Fred Kett became worried and slept very poorly that night. The animals in the yard also seemed restless from time to time, making anxious noises, as if someone frightening was wandering around again. At one point, someone started moaning loudly right outside the bedroom window.
When Fred woke up in the morning, he saw that a photo of his first, deceased wife, standing on the bedside table next to the bed, had been turned to face the wall.
Fred still tried to convince himself and his young wife Maimie, who was also very frightened, that everything was fine, just some minor misunderstanding. But the next night was even scarier. They heard heavy footsteps on the stairs, and then someone approached the door of their bedroom and knocked loudly three times. When Fred jumped out of bed and opened the door, all he managed to see was a very quickly retreating dark silhouette in the hallway.
This repeated every night, and then both Fred and Maimie saw the photo of Fred’s first wife turning by itself towards the wall.
After that, Fred believed not so much in evil spirits, but in the fact that someone was trying to scare him off his land. He wrote to his mother and brother, who lived in Miami, asking them to come and help him deal with whatever it was. He also hired three strong workers to guard his farm.
The moaning figure from the closet
One of these workers, named Charles Ammons, was even more of a realist than Fred, and he scoffed at the talk of a ghost. By the way, there were rumors in the county that it was the ghost of Kett’s first wife, who was jealous of her husband’s new marriage to Maimie.

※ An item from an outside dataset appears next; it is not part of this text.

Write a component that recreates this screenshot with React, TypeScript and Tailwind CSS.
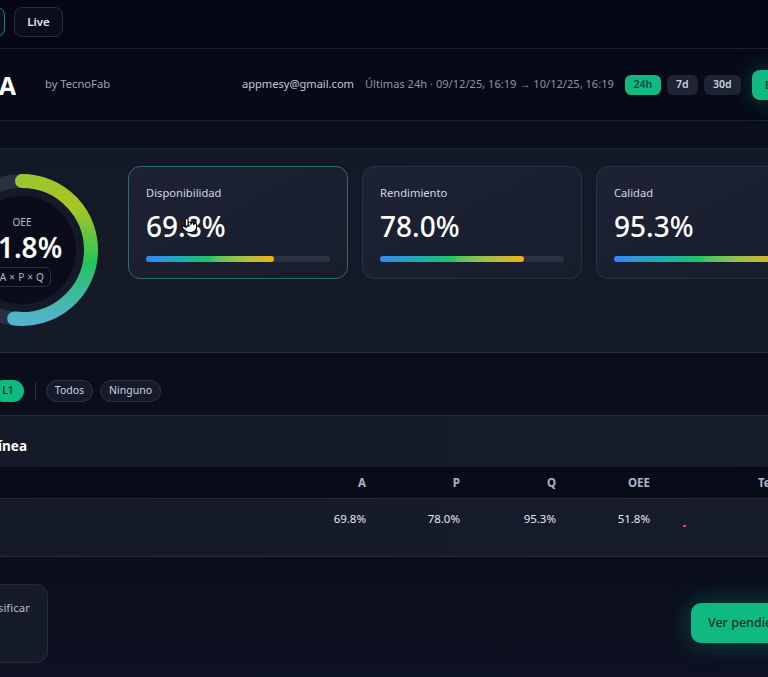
import { Pointer } from 'lucide-react';

const kpis = [
	{ label: 'Disponibilidad', value: 69.8, active: true },
	{ label: 'Rendimiento', value: 78.0, active: false },
	{ label: 'Calidad', value: 95.3, active: false },
];

function Gauge({ value }: { value: number }) {
	const r = 69;
	const a = (value / 100) * 2 * Math.PI;
	const ex = 76 + r * Math.sin(a);
	const ey = 76 - r * Math.cos(a);
	const large = value > 50 ? 1 : 0;
	return (
		<div className="relative -ml-[54px] mt-[8px] h-[152px] w-[152px] shrink-0">
			<svg width="152" height="152" viewBox="0 0 152 152" className="absolute inset-0">
				<defs>
					<linearGradient id="oeeArc" x1="0" y1="7" x2="0" y2="145" gradientUnits="userSpaceOnUse">
						<stop offset="0%" stopColor="#9cc72c" />
						<stop offset="20%" stopColor="#a8c424" />
						<stop offset="60%" stopColor="#22c55e" />
						<stop offset="100%" stopColor="#52b3cc" />
					</linearGradient>
				</defs>
				<circle cx="76" cy="76" r="62" fill="#141a28" />
				<circle cx="76" cy="76" r="54" fill="#0a0d19" />
				<circle cx="76" cy="76" r={r} fill="none" stroke="#2a3040" strokeWidth="14" />
				<path
					d={`M 76 ${76 - r} A ${r} ${r} 0 ${large} 1 ${ex.toFixed(2)} ${ey.toFixed(2)}`}
					fill="none"
					stroke="url(#oeeArc)"
					strokeWidth="14"
					strokeLinecap="round"
				/>
			</svg>
			<div className="absolute inset-0 flex flex-col items-center pt-[41px]">
				<span className="text-[10px] leading-[14px] text-[#b4bccb]">OEE</span>
				<span className="mt-[2px] text-[28px] font-semibold leading-[32px] text-white">{value.toFixed(1)}%</span>
				<span className="mt-[4px] rounded-md border border-[#2a3142] px-[6px] text-[10px] leading-[18px] tracking-wide text-[#aeb7c6]">
					A × P × Q
				</span>
			</div>
		</div>
	);
}

function KpiCard({ label, value, active }: { label: string; value: number; active: boolean }) {
	return (
		<div
			className={`relative h-[113px] w-[220px] shrink-0 rounded-[12px] border bg-gradient-to-br from-[#1d2334] to-[#181d2c] px-[17px] pt-[17px] ${
				active ? 'border-[#2e6e62]' : 'border-[#2a3142]'
			}`}
		>
			<div className="text-[11.2px] leading-[18px] text-[#d3d8e0]">{label}</div>
			<div className="mt-[6px] text-[28px] font-medium leading-[36px] text-white">{value.toFixed(1)}%</div>
			<div className="mt-[12px] h-[6px] w-full rounded-full bg-[#2b3142]">
				<div
					className="h-full rounded-full bg-gradient-to-r from-[#3b82f6] via-[#22c55e] to-[#eab308]"
					style={{ width: `${value}%` }}
				/>
			</div>
			{active && (
				<Pointer
					size={17}
					strokeWidth={1.6}
					className="absolute left-[52px] top-[50px] fill-white text-black"
				/>
			)}
		</div>
	);
}

export default function App() {
	const cols = [
		{ key: 'A', w: 'w-[95px]', v: '69.8%' },
		{ key: 'P', w: 'w-[94px]', v: '78.0%' },
		{ key: 'Q', w: 'w-[96px]', v: '95.3%' },
		{ key: 'OEE', w: 'w-[94px]', v: '51.8%' },
	];

	return (
		<div className="h-[677px] w-[768px] overflow-hidden bg-[#050814] font-['Noto_Sans','Open_Sans',sans-serif]">
			{/* Top bar */}
			<div className="flex h-[49px] items-start gap-[9px] border-b border-[#1a2030] bg-[#050814] pt-[7px]">
				<button className="-ml-[40px] h-[30px] w-[45px] shrink-0 rounded-lg border border-[#1d7f6c] bg-[#0a1219] text-[11px] font-semibold text-[#e5e7eb]">
					Hoy
				</button>
				<button className="h-[30px] w-[49px] shrink-0 rounded-lg border border-[#262d3d] bg-[#0a0e1a] text-[11.5px] font-semibold text-[#e5e7eb]">
					Live
				</button>
			</div>

			{/* Header */}
			<div className="flex h-[72px] items-center border-b border-[#1a2030] bg-[#060918] whitespace-nowrap">
				<div className="flex w-[242px] shrink-0 items-center">
					<div className="flex w-[16px] shrink-0 justify-end overflow-hidden">
						<span className="text-[25px] font-bold leading-[30px] text-white">MESA</span>
					</div>
					<span className="ml-[29px] text-[11.2px] text-[#9aa3b2]">by TecnoFab</span>
				</div>
				<span className="shrink-0 text-[11.1px] text-[#c3c9d3]">appmesy@gmail.com</span>
				<span className="ml-[11px] shrink-0 text-[11.1px] text-[#8d95a5]">
					Últimas 24h · 09/12/25, 16:19 → 10/12/25, 16:19
				</span>
				<div className="ml-[11px] flex shrink-0 items-center gap-[6px]">
					<button className="h-[20px] w-[36px] rounded-md bg-[#10b981] text-[10.5px] font-semibold text-[#064e3b]">24h</button>
					<button className="h-[20px] w-[31px] rounded-md bg-[#1e2432] text-[10.5px] font-semibold text-[#cbd5e1]">7d</button>
					<button className="h-[20px] w-[37px] rounded-md bg-[#1e2432] text-[10.5px] font-semibold text-[#cbd5e1]">30d</button>
				</div>
				<button className="ml-[11px] h-[30px] shrink-0 rounded-lg bg-[#10b981] px-[13px] text-[11.5px] font-semibold text-[#064e3b] shadow-[0_0_22px_rgba(16,185,129,0.35)]">
					Exportar
				</button>
			</div>

			{/* Spacer band */}
			<div className="h-[28px] border-b border-[#1c2232] bg-[#0b0f1d]" />

			{/* KPI section */}
			<div className="flex h-[204px] items-start border-b border-[#262c3c] bg-gradient-to-b from-[#131827] to-[#141a28] pt-[17px]">
				<Gauge value={51.8} />
				<div className="ml-[30px] flex shrink-0 gap-[14px]">
					{kpis.map((k) => (
						<KpiCard key={k.label} {...k} />
					))}
				</div>
			</div>

			{/* Line filter */}
			<div className="flex h-[63px] items-start border-b border-[#232a3a] bg-[#0a0e1b] pt-[27px]">
				<span className="-ml-[8px] flex h-[22px] w-[32px] shrink-0 items-center justify-center rounded-full bg-[#10b981] text-[10.5px] font-medium text-[#06261d]">
					L1
				</span>
				<span className="ml-[11px] mt-[2px] h-[18px] w-px shrink-0 bg-[#2a3040]" />
				<button className="ml-[10px] h-[22px] w-[47px] shrink-0 rounded-full border border-[#2b3445] bg-[#151b29] text-[10.5px] text-[#cbd5e1]">
					Todos
				</button>
				<button className="ml-[7px] h-[22px] w-[61px] shrink-0 rounded-full border border-[#2b3445] bg-[#151b29] text-[10.5px] text-[#cbd5e1]">
					Ninguno
				</button>
			</div>

			{/* Table */}
			<div className="border-b border-[#262c3c] bg-gradient-to-r from-[#151a29] to-[#171c2b]">
				<div className="flex h-[51px] items-end pb-[11px]">
					<div className="flex w-[27px] shrink-0 justify-end overflow-hidden whitespace-nowrap">
						<span className="text-[13.5px] font-bold leading-[20px] text-white">OEE por línea</span>
					</div>
				</div>
				<div className="flex h-[31px] items-center whitespace-nowrap bg-[#080c18] text-[11.5px] font-bold text-[#a9b6c8]">
					<div className="w-[271px] shrink-0" />
					{cols.map((c) => (
						<div key={c.key} className={`${c.w} shrink-0 text-right`}>
							{c.key}
						</div>
					))}
					<div className="w-[108px] shrink-0" />
					<div className="shrink-0">Tendencia</div>
				</div>
				<div className="flex h-[58px] items-start whitespace-nowrap border-t border-[#222938] pt-[11px] text-[11.5px] leading-[18px] text-[#e2e8f0]">
					<div className="w-[271px] shrink-0" />
					{cols.map((c) => (
						<div key={c.key} className={`${c.w} shrink-0 text-right`}>
							{c.v}
						</div>
					))}
					<div className="ml-[33px] mt-[15px] h-[2px] w-[3px] shrink-0 bg-[#c9574d]" />
				</div>
			</div>

			{/* Bottom */}
			<div className="flex h-[130px] items-start bg-gradient-to-b from-[#0a0e1c] to-[#0d1222]">
				<div className="-ml-[52px] mt-[27px] flex h-[79px] w-[100px] shrink-0 justify-end overflow-hidden whitespace-nowrap rounded-[12px] border border-[#262d3d] bg-[#161b29] pr-[17px] pt-[14px]">
					<span className="text-[11.5px] leading-[18px] text-[#b3bac7]">Clasificar</span>
				</div>
				<button className="ml-[643px] mt-[46px] h-[40px] shrink-0 whitespace-nowrap rounded-[10px] bg-[#10b981] px-[17px] text-[12.5px] font-medium text-[#0b3328] shadow-[0_0_24px_rgba(16,185,129,0.35)]">
					Ver pendientes
				</button>
			</div>
		</div>
	);
}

But on the very first night at the farm, when he slept in his assigned room, he heard loud moans coming straight from the wardrobe. When Ammons jumped up and opened the closet doors, a black silhouette flew out directly at him. Ammons tried to grab the figure, but his hands simply passed through it, and the next moment he was lying on the floor, while the black silhouette simply disappeared. The next morning, all three hired workers quit.
Complaint to the Prosecutor and Sheriff’s Stakeout
By that time, Fred believed that one of his neighbors, who didn’t like his wealth or new marriage, had set the ghost on him. He complained to the county prosecutor, Wayne Lamero. But Lamero laughed at the mention of a ghost and said, “Bring him here, and I’ll put him in jail.”
Feeling insulted, Fred then wrote to the governor himself, who ordered Sheriff James Hill to conduct an investigation. Hill didn’t believe in ghosts either, but he sent five deputies to the Kett farm to sit there and arrest the culprit when they appeared.
They split into two groups, and around 10 p.m. on the same day, the first group of three saw a blurry shadowy figure approaching them. They shouted for it to stop, but the ghost didn’t listen. So they opened fire and shot six bullets toward the figure. The ghost howled angrily, but more out of spite than pain, and floated towards the garden, disappearing there.
The Ghost Turns More Malevolent
But the next night, it returned, and now its activity was much stronger and it seemed even more enraged. Objects in the Kett’s house moved on their own, ghostly faces peered into windows, and the shadowy figure roamed the yard and rooms of the house almost constantly.
The final straw for Fred was when one morning he found his beloved dog skewered to death with pitchforks.
Only then did Fred admit defeat in this battle. He and his wife sold their livestock and furniture, packed their remaining belongings into a car, and left with their young son for an unnamed city. They deliberately didn’t tell anyone where they were going so the ghost wouldn’t pursue them there.
It later became known that they settled in the state of Arkansas, and Fred vowed that someday he would return and find a way to deal with the ghost once and for all. However, as the newspapers wrote, he never did return. What became of his abandoned farm remains unknown.